In August, Donald Trump’s campaign announced that Melania Trump would hold a press conference to answer looming questions about her immigration status before she married the real estate mogul and became a citizen. While the press conference has not taken place, she touched on the subject in her speech Thursday.

“As a young entrepreneur, I wanted to follow my dreams to a place where freedom and opportunity were in abundance.
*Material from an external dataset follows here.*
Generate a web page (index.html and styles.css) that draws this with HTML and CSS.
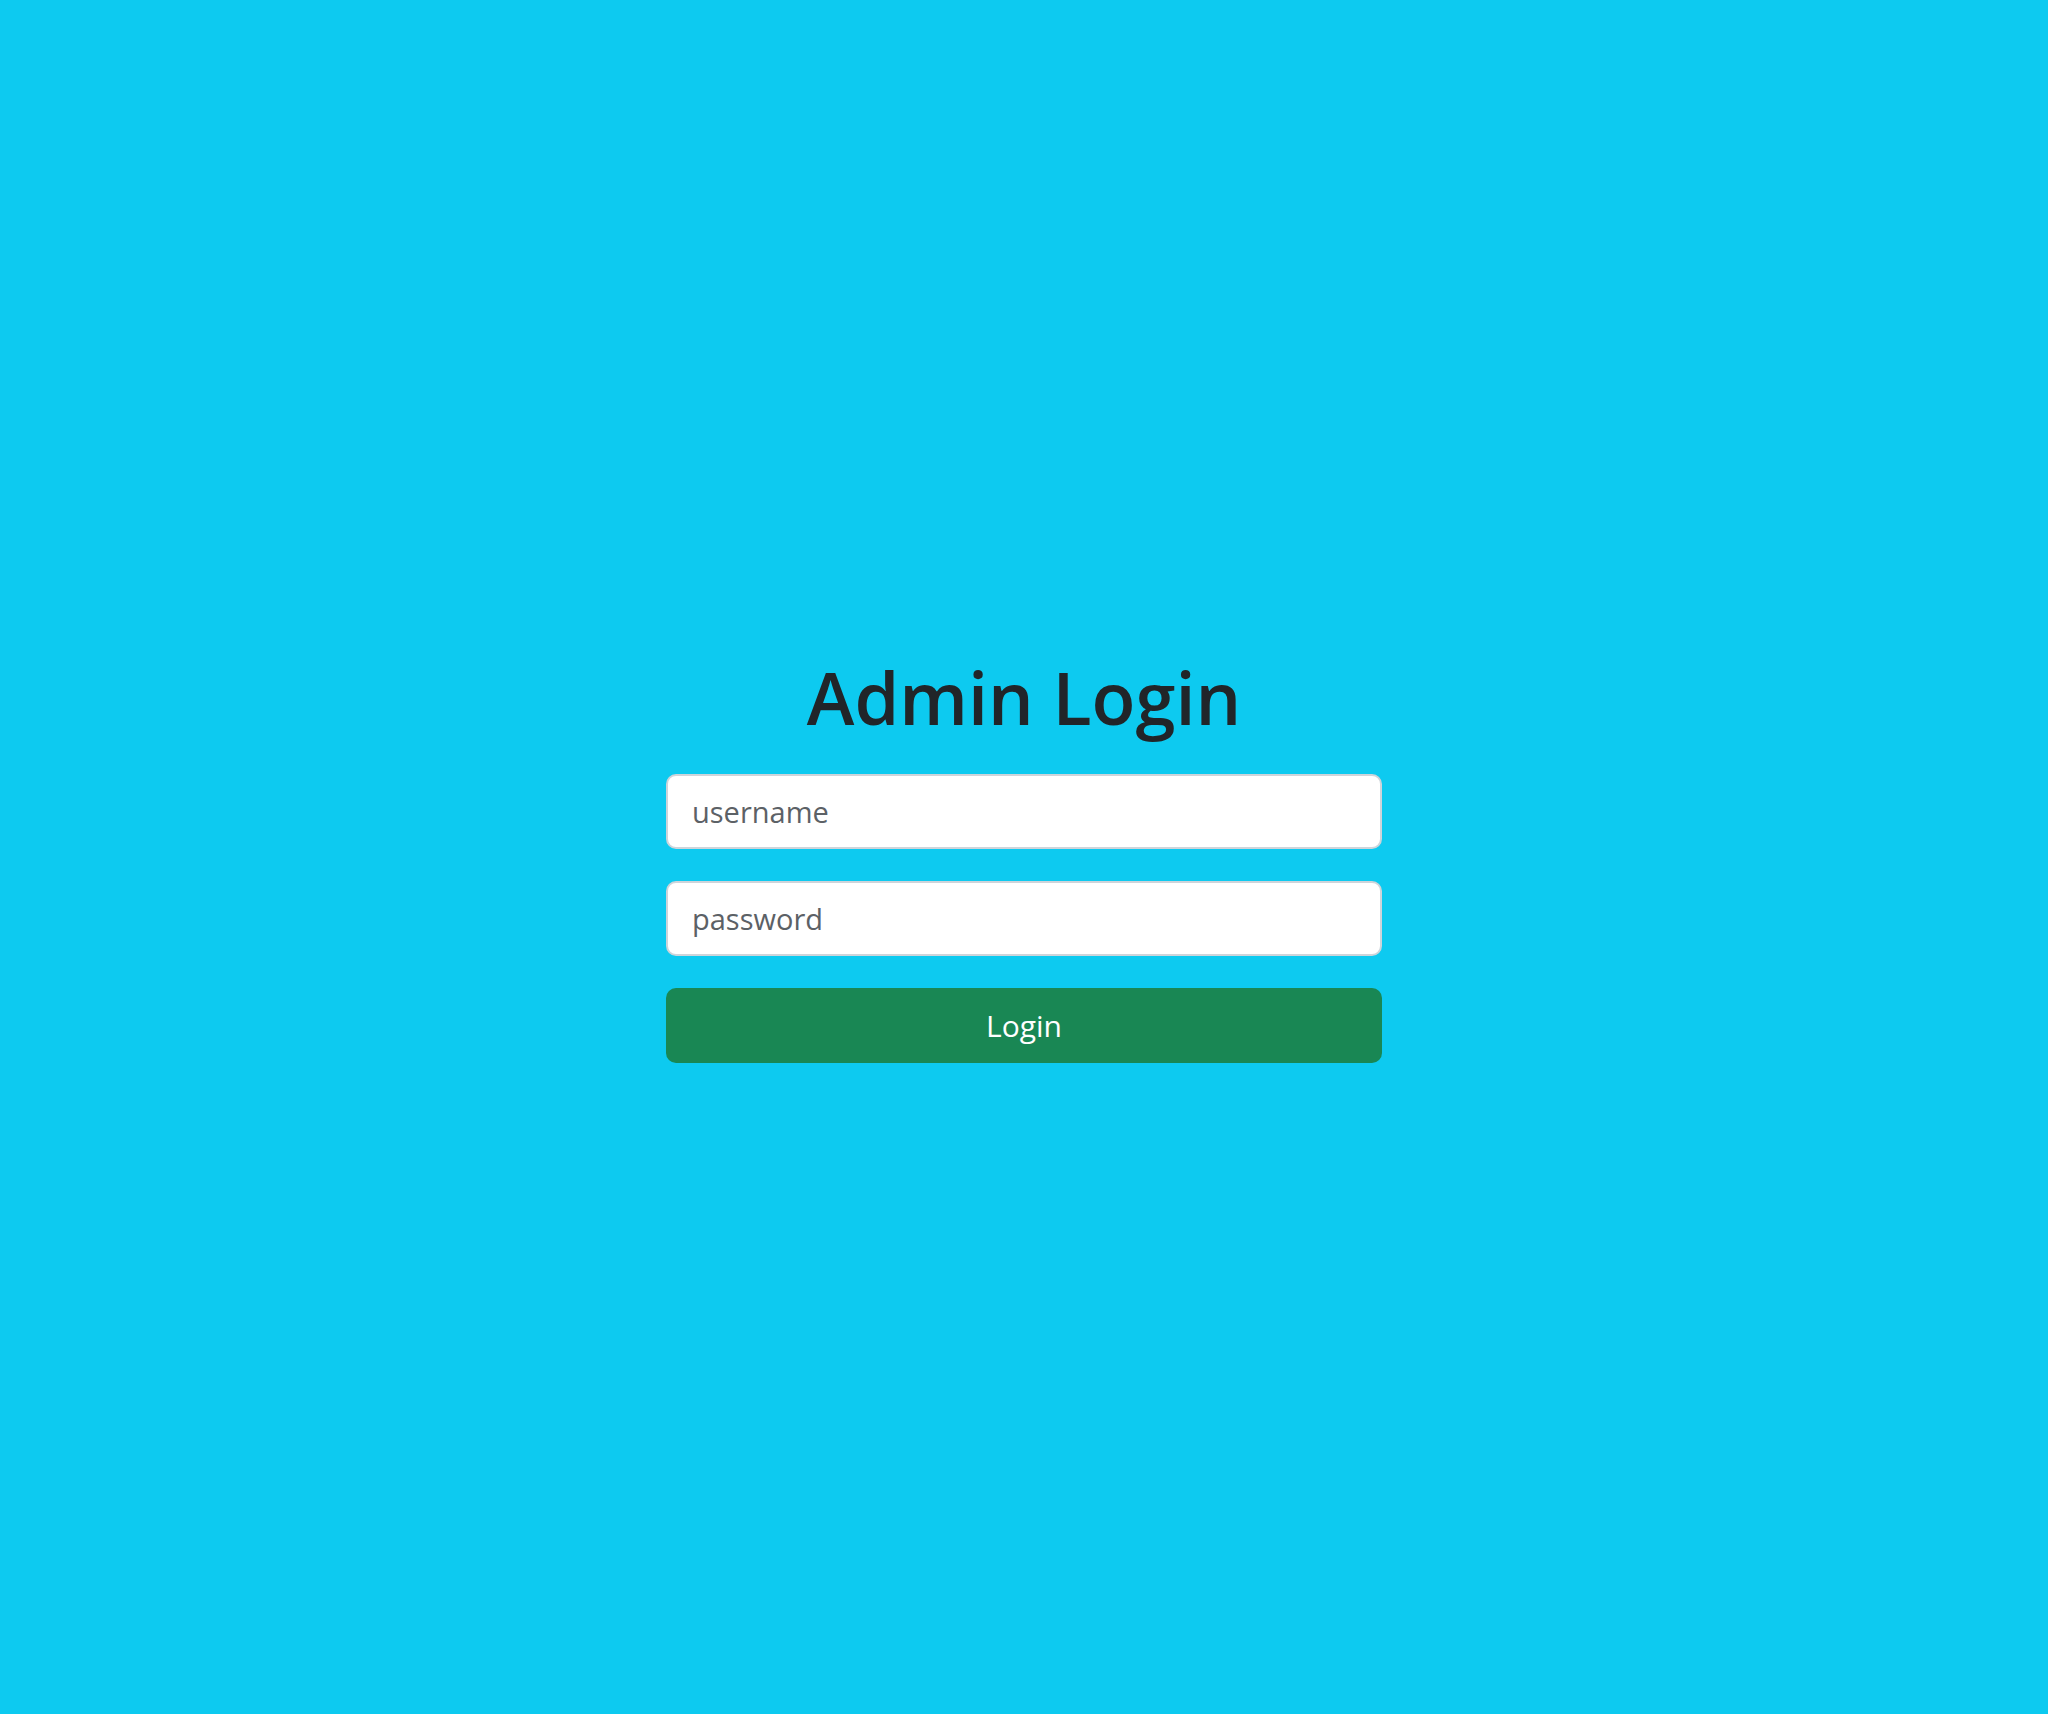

So of course, I came here,” she said.

Trump said that she embarked on “a 10 year process which included many visas and a green card” before becoming a U.S. citizen in 2006.

“Love for this country is something we immediately shared when I met Donald,” she said, praising her husband for his ability to “get things done, not just talk” and “shake things up.”

She went on to discuss her plans to fight online bullying as first lady.

“I will be an advocate for women and for children,” she said. “Children and teenagers can be fragile. They are hurt when they are made fun of or made to feel less in looks or intelligence.”

Trump went on to condemn “mean and too rough” comments made by people with “no name hiding on the Internet.”

“We have to find a better way to talk to each other, to disagree with each other, to respect each other,” she said.

“We must come together together as Americans,” she added. “We must treat each other with respect and kindness even when we disagree.”

Yet her husband Donald Trump has insulted more than 200 people, places and things on Twitter since announcing his candidacy in June 2015, according to a New York Times report.

He has attacked the physical appearance of a former writer for People magazine who alleged that he forcibly kissed her in 2005, telling the crowd at an October to “look at her,” implying that she was not attractive enough for him to force himself on her.

One day later, he appeared to insult Democratic opponent Hillary Clinton’s appearance at another rally, saying he “wasn’t impressed” when Clinton walked in front of him during the second presidential debate.